Less current portion in accrued expenses and other current liabilities
(4,264
)
 
(1,964
)
Total long-term portion in other long-term liabilities
$
3,733

 
$
4,753


(a)
Recorded in selling, general and administrative expense in the Condensed Consolidated Statements of Income.
(b)
Amounts represent the fair value of estimated remaining payments. The total estimated remaining payments as of June 30, 2015 are $11.4 million. The liability for contingent consideration expires at various dates through September 2029. Certain of the contingent consideration arrangements are subject to a maximum payment amount, while the remaining arrangements have no maximum contingent consideration.

Furrion Distribution and Supply Agreement

In July 2015, the Company entered into a six year exclusive distribution and supply agreement with Furrion Limited (“Furrion”).
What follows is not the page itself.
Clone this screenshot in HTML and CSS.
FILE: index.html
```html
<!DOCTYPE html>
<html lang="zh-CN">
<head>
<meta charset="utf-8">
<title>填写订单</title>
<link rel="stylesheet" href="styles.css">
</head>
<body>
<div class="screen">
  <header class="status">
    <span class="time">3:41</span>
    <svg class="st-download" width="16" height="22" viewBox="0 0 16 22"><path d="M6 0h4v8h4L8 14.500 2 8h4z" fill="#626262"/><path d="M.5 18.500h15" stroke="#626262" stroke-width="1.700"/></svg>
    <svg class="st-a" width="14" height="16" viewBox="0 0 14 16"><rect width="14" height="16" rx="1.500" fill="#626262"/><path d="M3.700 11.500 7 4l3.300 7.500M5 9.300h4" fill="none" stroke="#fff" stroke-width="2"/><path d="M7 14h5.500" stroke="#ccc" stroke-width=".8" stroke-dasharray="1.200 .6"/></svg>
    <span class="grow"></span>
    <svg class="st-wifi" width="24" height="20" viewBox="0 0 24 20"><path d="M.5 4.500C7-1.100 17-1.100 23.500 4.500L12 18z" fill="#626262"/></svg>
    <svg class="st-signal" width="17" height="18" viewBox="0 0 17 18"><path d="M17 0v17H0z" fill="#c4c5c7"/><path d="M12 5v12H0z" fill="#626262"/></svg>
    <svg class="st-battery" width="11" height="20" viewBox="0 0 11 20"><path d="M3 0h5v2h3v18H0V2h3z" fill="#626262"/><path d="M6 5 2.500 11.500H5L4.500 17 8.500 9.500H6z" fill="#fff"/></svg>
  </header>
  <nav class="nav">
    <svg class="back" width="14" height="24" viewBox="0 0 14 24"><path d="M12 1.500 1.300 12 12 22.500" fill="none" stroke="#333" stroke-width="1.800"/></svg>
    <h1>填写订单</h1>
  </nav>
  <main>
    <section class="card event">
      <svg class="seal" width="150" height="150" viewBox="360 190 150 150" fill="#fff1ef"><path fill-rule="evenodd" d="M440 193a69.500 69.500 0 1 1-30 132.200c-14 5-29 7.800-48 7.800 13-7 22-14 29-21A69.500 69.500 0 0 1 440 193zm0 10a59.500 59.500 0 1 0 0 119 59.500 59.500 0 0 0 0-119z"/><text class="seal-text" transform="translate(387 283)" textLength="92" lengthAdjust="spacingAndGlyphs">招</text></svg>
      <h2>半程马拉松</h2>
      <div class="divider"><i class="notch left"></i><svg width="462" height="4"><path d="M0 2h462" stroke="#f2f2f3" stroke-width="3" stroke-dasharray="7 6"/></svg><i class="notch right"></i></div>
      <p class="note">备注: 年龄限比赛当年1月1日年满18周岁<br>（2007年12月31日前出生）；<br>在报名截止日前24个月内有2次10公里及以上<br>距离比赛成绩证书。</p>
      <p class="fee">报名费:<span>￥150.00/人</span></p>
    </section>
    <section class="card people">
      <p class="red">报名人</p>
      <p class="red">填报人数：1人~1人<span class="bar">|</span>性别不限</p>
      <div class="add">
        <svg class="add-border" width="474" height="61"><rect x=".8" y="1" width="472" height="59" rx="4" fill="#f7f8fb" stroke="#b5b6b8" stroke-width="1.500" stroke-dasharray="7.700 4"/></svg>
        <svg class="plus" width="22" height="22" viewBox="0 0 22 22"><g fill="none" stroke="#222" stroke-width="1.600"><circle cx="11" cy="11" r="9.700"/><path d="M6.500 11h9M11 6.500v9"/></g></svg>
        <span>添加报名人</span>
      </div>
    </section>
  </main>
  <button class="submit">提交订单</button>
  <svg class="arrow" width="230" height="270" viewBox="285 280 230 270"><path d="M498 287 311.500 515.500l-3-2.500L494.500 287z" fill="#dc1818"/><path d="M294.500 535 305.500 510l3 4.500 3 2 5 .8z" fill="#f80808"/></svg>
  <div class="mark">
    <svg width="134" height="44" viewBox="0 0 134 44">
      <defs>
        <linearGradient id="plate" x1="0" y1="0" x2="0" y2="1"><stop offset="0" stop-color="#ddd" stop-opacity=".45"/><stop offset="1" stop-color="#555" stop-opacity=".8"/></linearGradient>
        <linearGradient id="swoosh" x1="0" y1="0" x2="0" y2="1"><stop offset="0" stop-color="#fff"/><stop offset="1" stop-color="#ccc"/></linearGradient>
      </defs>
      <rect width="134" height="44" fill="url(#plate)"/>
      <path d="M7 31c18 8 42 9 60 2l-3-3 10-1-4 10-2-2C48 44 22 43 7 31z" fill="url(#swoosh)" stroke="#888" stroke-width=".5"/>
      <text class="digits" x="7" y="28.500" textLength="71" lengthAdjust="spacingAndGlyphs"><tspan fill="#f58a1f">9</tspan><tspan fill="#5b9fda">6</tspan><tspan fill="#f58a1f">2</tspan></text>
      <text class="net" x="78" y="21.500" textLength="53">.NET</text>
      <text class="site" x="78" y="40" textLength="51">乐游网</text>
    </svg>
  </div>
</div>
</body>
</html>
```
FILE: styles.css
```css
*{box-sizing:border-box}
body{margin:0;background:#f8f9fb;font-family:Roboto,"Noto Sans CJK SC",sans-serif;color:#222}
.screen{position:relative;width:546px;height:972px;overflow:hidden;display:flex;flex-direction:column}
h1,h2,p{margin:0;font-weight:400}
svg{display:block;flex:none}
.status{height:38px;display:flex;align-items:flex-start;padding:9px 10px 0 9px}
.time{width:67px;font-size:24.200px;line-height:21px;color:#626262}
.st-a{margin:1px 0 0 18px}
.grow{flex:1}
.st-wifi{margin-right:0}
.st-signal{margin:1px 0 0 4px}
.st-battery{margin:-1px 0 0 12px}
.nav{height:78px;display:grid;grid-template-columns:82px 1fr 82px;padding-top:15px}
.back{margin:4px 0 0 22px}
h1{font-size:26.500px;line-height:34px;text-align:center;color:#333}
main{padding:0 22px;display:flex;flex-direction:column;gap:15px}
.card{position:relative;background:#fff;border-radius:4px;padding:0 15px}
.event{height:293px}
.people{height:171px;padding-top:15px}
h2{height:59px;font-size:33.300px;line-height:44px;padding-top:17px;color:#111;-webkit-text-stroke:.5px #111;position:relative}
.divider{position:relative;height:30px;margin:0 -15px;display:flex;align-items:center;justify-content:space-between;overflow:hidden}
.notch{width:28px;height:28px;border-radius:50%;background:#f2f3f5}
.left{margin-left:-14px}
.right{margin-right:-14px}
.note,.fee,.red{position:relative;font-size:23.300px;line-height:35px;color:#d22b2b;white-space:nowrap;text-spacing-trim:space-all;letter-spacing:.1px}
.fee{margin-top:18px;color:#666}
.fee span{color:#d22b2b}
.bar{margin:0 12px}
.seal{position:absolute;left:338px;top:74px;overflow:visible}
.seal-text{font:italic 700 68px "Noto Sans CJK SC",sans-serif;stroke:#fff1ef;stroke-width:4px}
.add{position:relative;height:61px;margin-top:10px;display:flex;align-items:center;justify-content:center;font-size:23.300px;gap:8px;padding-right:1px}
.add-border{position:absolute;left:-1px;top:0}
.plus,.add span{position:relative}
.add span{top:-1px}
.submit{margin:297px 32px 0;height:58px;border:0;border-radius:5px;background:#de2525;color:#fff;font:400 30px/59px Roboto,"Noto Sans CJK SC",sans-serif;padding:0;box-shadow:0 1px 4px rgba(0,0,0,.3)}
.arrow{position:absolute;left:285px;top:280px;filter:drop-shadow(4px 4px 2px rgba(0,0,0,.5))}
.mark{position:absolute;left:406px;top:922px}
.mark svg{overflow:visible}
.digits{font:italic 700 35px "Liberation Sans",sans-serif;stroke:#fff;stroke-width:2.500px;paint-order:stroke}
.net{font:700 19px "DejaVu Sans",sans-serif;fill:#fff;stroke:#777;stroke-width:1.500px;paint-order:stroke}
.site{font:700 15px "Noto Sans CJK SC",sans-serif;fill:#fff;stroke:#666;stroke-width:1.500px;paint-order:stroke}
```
This agreement provides the Company with the rights to distribute Furrion’s complete line of products to OEMs and aftermarket customers in the RV, specialty vehicle, utility trailer, horse trailer, marine, transit bus and school bus industries throughout the United States and Canada. Furrion currently supplies a premium line of LED televisions and sound systems, navigation systems, wireless backup cameras, solar prep units, power solutions and kitchen appliances, primarily to the RV industry. Furrion’s sales were approximately $35 million in 2014.
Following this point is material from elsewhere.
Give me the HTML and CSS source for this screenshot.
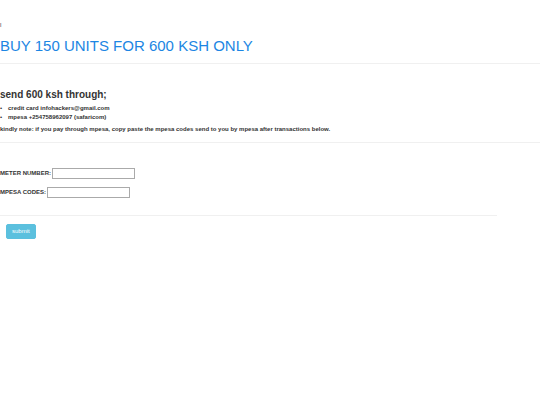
FILE: index.html
```html
<!DOCTYPE html>
<html lang="en">

<head>
    <meta charset="UTF-8">
    <meta name="viewport" content="width=device-width, initial-scale=1.0">
    <title>Buy units</title>
    <link rel="stylesheet" href="styles.css">
</head>

<body>
    <header class="page-header">
        <p class="mark">l</p>
        <h1 class="title">BUY 150 UNITS FOR 600 KSH ONLY</h1>
    </header>

    <section class="payment">
        <h2 class="subtitle">send 600 ksh through;</h2>
        <ul class="methods">
            <li>credit card infohackers@gmail.com</li>
            <li>mpesa +254758962097 (safaricom)</li>
        </ul>
        <p class="note">kindly note: if you pay through mpesa, copy paste the mpesa codes send to you by mpesa after transactions below.</p>
    </section>

    <form class="units-form">
        <div class="fields">
            <div class="form-group">
                <label for="meter_number">METER NUMBER:</label>
                <input type="text" id="meter_number">
            </div>
            <div class="form-group">
                <label for="mpesa_codes">MPESA CODES:</label>
                <input type="text" id="mpesa_codes">
            </div>
        </div>
        <button type="submit" class="btn">submit</button>
    </form>
</body>

</html>
```
FILE: styles.css
```css
* {
    margin: 0;
    padding: 0;
    box-sizing: border-box;
}

body {
    font-family: "Liberation Sans", Arial, sans-serif;
    font-size: 6px;
    line-height: 9px;
    color: #333;
    background-color: #fff;
}

.page-header {
    padding-top: 21px;
    padding-bottom: 8px;
    border-bottom: 1px solid #f0f0f0;
}

.mark {
    margin-bottom: 7px;
}

.title {
    font-size: 15px;
    line-height: 18px;
    font-weight: normal;
    color: #1c86e3;
}

.payment {
    padding-top: 25px;
    padding-bottom: 8px;
    font-weight: bold;
    border-bottom: 1px solid #f0f0f0;
}

.subtitle {
    margin-bottom: 3px;
    font-size: 10px;
    line-height: 12px;
}

.methods {
    margin-bottom: 3px;
    list-style: none;
}

.methods li {
    display: flex;
}

.methods li::before {
    content: "•";
    width: 8px;
}

.units-form {
    padding-top: 25px;
}

.fields {
    width: 92%;
    padding-bottom: 17px;
    border-bottom: 1px solid #f0f0f0;
}

.form-group {
    display: flex;
    align-items: center;
    gap: 1px;
}

.form-group + .form-group {
    margin-top: 8px;
}

label {
    font-weight: bold;
}

input {
    width: 83px;
    height: 11px;
    padding: 1px;
    font-size: 6px;
    border: 1px solid #aaa;
}

.btn {
    margin: 8px 6px;
    padding: 2px 5px;
    font-family: inherit;
    font-size: 6px;
    line-height: 9px;
    color: white;
    background-color: #5bc0de;
    border: 1px solid #5bc0de;
    border-radius: 2px;
    cursor: pointer;
}
```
In connection with this agreement, the Company acquired Furrion’s current inventory, as well as Furrion’s deposits on inventory scheduled for delivery, for approximately $11 million. In addition, the Company entered into the following minimum purchase obligations (“MPOs”):
 
July 2015 - June 2016
$ 60 million
 
 
 
July 2016 - June 2017
$ 90 million
 
 
 
July 2017 - June 2018
$127 million
 
 
 
July 2018 - June 2019
$172 million
 
 


If the Company misses an MPO in any given year by more than ten percent, after taking into account excess purchases from the previous year, Furrion has the right to either terminate the distribution agreement with six months’ notice or remove exclusivity from the Company. If exclusivity is withdrawn, the Company at its election can terminate the distribution agreement with six months’ notice. Upon termination of the agreement, Furrion has agreed to purchase from the Company any non-obsolete stocks of Furrion products at the cost paid by the Company. After the first year, Furrion and the Company have agreed to review these MPOs on an annual basis and adjust the MPOs as necessary based upon the current economic and industry conditions, the development and customer acceptance of new Furrion products, competition and other factors which impact demand for Furrion products.

Product Recalls

From time to time, the Company cooperates with and assists its customers on their product recalls and inquiries, and occasionally receives inquiries directly from the National Highway Traffic Safety Administration (“NHTSA”) regarding reported incidents involving the Company’s products. In February 2015, NHTSA opened a Preliminary Evaluation as a result of four Vehicle Owner Questionnaires (VOQs) alleging failure of the Company’s electrically powered step (“Coach Step”), which was primarily supplied for motorhome RVs between model years 2008 and 2014. In March 2015, NHTSA sent a formal request for information, data and supporting documentation from the Company regarding the Coach Step, which the Company provided in April 2015. The Company is continuing to review and test, internally and through a third-party engineering firm, the design and operation of its Coach Step in an attempt to recreate the alleged failures, and will supply the additional data and information to NHTSA for their review. At the current stage of the evaluation, the Company cannot predict the outcome of the inquiry, nor can it predict the scope or determine an estimate, or range of estimates, of the potential costs of a recall, or whether such costs would be material to the Company’s financial position or annual results of operations, in the event a recall were to be voluntarily initiated by the Company or required by NHTSA.

Litigation

In the normal course of business, the Company is subject to proceedings, lawsuits, regulatory agency inquiries and other claims. All such matters are subject to uncertainties and outcomes that are not predictable with assurance. While these matters could materially affect operating results when resolved in future periods, it is management’s opinion after final disposition, including anticipated insurance recoveries in certain cases, any monetary liability or financial impact to the Company beyond that provided in the Condensed Consolidated Balance Sheet as of June 30, 2015, excluding the NHTSA inquiry previously noted, would not be material to the Company’s financial position or annual results of operations.